What lines of the data hold the string "screenshot"? Pull each one out.

• **DATA SHOWN**:
::::::::::
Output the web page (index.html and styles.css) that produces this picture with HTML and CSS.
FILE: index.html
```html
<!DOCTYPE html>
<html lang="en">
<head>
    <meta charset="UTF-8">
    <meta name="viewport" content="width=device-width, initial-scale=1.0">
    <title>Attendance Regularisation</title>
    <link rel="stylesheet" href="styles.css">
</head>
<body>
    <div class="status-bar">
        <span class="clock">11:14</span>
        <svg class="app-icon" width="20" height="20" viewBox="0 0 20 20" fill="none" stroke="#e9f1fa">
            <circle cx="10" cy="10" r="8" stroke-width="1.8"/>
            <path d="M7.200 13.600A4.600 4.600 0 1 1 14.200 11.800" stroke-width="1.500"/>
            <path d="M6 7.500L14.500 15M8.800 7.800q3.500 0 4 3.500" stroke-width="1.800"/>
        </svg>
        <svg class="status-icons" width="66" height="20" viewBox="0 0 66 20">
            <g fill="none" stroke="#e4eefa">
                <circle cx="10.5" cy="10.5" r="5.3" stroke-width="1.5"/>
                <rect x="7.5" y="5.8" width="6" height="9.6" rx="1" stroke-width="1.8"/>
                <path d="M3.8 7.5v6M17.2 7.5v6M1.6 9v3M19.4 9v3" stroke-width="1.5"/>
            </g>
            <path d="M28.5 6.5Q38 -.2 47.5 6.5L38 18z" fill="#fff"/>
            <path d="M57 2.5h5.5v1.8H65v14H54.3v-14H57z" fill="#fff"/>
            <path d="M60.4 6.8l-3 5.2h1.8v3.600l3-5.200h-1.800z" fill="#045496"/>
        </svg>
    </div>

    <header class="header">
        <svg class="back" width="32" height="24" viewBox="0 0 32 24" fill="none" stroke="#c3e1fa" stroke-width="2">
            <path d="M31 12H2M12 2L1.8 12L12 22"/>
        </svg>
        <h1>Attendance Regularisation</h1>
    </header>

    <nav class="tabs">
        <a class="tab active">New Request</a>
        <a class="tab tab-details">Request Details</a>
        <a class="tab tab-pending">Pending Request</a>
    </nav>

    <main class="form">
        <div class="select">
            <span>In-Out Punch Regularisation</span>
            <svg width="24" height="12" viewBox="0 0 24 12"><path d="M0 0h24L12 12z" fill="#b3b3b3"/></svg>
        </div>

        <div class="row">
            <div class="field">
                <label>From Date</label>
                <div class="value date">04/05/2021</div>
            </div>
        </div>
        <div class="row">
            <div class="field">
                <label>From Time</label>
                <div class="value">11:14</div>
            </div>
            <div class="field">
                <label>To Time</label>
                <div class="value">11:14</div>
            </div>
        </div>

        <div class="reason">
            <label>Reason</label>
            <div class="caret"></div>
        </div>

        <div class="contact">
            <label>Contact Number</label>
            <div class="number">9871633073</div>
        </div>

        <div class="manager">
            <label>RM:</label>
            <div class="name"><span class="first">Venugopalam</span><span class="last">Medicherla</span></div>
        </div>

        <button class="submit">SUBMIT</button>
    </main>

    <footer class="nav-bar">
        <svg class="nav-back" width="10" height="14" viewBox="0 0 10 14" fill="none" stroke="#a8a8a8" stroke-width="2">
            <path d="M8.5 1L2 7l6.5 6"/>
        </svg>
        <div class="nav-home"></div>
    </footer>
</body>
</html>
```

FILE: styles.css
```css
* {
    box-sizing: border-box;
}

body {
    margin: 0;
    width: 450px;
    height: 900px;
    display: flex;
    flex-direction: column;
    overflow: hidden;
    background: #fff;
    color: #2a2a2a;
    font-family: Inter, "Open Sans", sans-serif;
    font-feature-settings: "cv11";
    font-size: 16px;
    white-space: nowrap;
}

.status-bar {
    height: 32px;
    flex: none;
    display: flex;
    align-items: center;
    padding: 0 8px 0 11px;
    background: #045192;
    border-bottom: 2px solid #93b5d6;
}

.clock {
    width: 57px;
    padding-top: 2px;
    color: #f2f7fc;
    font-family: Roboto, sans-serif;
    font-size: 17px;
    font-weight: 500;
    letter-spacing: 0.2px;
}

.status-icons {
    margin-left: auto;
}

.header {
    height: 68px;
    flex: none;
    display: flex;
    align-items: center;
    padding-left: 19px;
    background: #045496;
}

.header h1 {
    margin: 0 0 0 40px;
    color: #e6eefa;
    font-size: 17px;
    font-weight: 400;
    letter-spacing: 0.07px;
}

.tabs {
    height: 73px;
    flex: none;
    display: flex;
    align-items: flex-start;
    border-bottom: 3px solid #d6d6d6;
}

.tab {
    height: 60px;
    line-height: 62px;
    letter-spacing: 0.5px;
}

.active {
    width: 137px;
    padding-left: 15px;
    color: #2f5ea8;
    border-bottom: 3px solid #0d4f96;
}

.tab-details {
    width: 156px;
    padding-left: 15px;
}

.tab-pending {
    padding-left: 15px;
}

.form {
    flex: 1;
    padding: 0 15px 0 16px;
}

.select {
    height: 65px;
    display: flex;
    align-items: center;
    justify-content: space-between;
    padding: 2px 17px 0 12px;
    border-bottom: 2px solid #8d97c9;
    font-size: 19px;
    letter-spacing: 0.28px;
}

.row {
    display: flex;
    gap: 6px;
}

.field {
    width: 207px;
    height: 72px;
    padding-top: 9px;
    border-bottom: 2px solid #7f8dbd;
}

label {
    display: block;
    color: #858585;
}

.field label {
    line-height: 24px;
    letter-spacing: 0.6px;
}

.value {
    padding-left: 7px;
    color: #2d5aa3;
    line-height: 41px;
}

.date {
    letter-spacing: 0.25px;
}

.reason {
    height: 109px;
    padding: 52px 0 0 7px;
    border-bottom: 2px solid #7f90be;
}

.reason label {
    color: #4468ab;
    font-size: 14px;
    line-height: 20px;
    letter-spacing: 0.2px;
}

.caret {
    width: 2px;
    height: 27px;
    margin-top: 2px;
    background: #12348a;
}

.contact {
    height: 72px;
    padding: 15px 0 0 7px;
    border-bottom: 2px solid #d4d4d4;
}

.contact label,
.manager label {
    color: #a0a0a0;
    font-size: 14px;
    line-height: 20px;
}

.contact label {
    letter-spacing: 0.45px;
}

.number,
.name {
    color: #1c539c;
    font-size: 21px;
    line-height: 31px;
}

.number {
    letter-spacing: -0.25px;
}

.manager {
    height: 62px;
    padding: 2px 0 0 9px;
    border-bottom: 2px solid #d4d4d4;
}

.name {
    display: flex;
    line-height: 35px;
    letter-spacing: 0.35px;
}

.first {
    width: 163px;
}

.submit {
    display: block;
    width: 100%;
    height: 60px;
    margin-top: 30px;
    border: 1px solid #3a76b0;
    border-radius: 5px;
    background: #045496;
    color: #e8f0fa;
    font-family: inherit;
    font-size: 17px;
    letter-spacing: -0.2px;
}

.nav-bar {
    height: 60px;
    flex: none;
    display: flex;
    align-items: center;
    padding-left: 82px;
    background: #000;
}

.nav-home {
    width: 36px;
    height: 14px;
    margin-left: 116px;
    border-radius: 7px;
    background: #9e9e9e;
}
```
::::::::::
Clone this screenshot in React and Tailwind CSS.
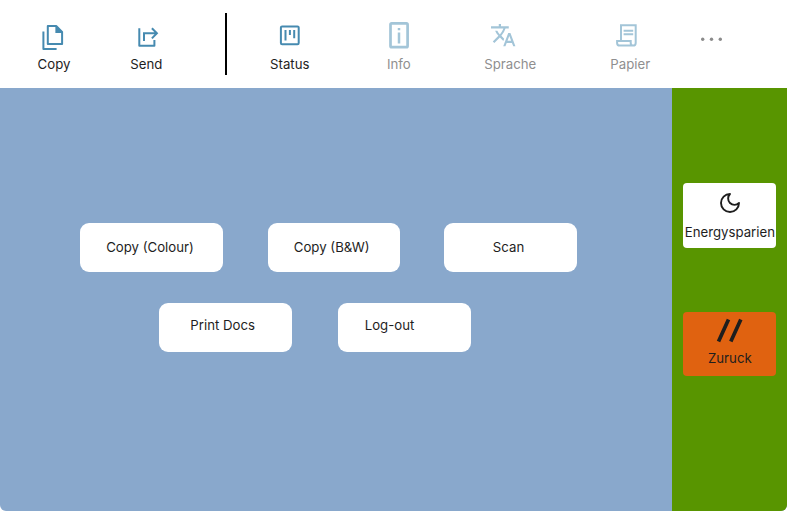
::::::::::
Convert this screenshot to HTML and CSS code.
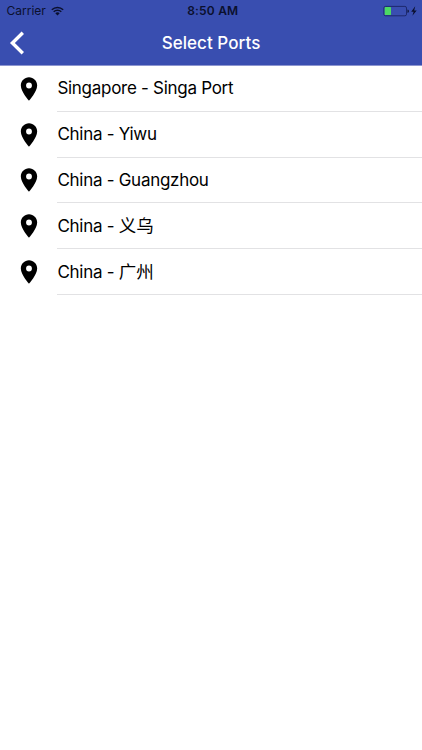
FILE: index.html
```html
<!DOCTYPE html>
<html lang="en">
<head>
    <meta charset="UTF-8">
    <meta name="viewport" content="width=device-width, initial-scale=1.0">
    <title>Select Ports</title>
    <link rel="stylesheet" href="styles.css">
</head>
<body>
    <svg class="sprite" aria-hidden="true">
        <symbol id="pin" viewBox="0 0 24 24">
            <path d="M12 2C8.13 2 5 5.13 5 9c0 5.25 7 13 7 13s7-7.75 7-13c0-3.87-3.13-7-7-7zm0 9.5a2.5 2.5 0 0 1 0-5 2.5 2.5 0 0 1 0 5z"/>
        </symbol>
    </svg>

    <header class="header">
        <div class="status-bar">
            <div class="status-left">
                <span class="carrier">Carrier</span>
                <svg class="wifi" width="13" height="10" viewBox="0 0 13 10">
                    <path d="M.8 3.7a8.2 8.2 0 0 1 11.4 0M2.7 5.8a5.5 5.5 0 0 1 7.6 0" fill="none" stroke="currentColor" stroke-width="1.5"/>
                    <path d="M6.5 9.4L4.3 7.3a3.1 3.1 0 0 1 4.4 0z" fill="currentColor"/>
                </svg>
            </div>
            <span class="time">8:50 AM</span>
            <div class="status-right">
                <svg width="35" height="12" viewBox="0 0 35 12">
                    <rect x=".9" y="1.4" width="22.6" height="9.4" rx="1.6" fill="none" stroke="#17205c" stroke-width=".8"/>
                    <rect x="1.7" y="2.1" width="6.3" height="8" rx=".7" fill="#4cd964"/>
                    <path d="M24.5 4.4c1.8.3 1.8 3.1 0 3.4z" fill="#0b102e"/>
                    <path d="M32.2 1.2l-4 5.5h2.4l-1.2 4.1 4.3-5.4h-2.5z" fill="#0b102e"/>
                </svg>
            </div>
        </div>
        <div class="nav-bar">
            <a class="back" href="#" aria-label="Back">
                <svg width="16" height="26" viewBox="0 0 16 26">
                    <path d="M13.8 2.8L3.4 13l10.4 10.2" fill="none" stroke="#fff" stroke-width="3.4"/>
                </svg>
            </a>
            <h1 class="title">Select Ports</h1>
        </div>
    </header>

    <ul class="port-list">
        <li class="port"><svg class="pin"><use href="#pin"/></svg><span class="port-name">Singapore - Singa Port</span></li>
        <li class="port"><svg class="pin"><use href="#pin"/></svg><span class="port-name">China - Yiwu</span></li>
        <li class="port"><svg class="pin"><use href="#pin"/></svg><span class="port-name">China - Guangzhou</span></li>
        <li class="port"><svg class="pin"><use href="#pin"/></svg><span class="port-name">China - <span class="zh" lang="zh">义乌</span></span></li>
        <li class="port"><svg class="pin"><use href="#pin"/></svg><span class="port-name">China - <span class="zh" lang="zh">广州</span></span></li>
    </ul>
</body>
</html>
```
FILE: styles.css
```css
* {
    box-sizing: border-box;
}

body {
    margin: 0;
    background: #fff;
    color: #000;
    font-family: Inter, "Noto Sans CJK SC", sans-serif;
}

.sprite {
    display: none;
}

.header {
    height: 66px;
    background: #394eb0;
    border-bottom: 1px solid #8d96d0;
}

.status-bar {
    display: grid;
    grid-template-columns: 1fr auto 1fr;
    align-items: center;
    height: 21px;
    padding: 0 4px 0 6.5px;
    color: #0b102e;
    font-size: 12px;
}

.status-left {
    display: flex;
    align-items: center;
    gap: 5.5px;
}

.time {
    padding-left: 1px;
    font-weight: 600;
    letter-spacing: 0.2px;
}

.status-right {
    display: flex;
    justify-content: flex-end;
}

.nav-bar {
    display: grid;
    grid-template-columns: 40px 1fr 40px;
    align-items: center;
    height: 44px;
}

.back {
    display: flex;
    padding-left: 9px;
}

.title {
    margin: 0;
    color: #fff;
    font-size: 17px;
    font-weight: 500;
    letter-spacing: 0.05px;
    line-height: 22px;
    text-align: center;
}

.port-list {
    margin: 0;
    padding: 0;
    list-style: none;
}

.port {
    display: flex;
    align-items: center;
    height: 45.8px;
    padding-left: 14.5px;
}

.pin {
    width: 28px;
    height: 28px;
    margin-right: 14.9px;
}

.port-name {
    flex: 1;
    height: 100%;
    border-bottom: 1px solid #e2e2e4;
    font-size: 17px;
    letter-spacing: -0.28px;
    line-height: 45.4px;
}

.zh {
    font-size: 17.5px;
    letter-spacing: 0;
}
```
::::::::::
• **ANSWER TO THE EXERCISE**:
Clone this screenshot in React and Tailwind CSS.
Convert this screenshot to HTML and CSS code.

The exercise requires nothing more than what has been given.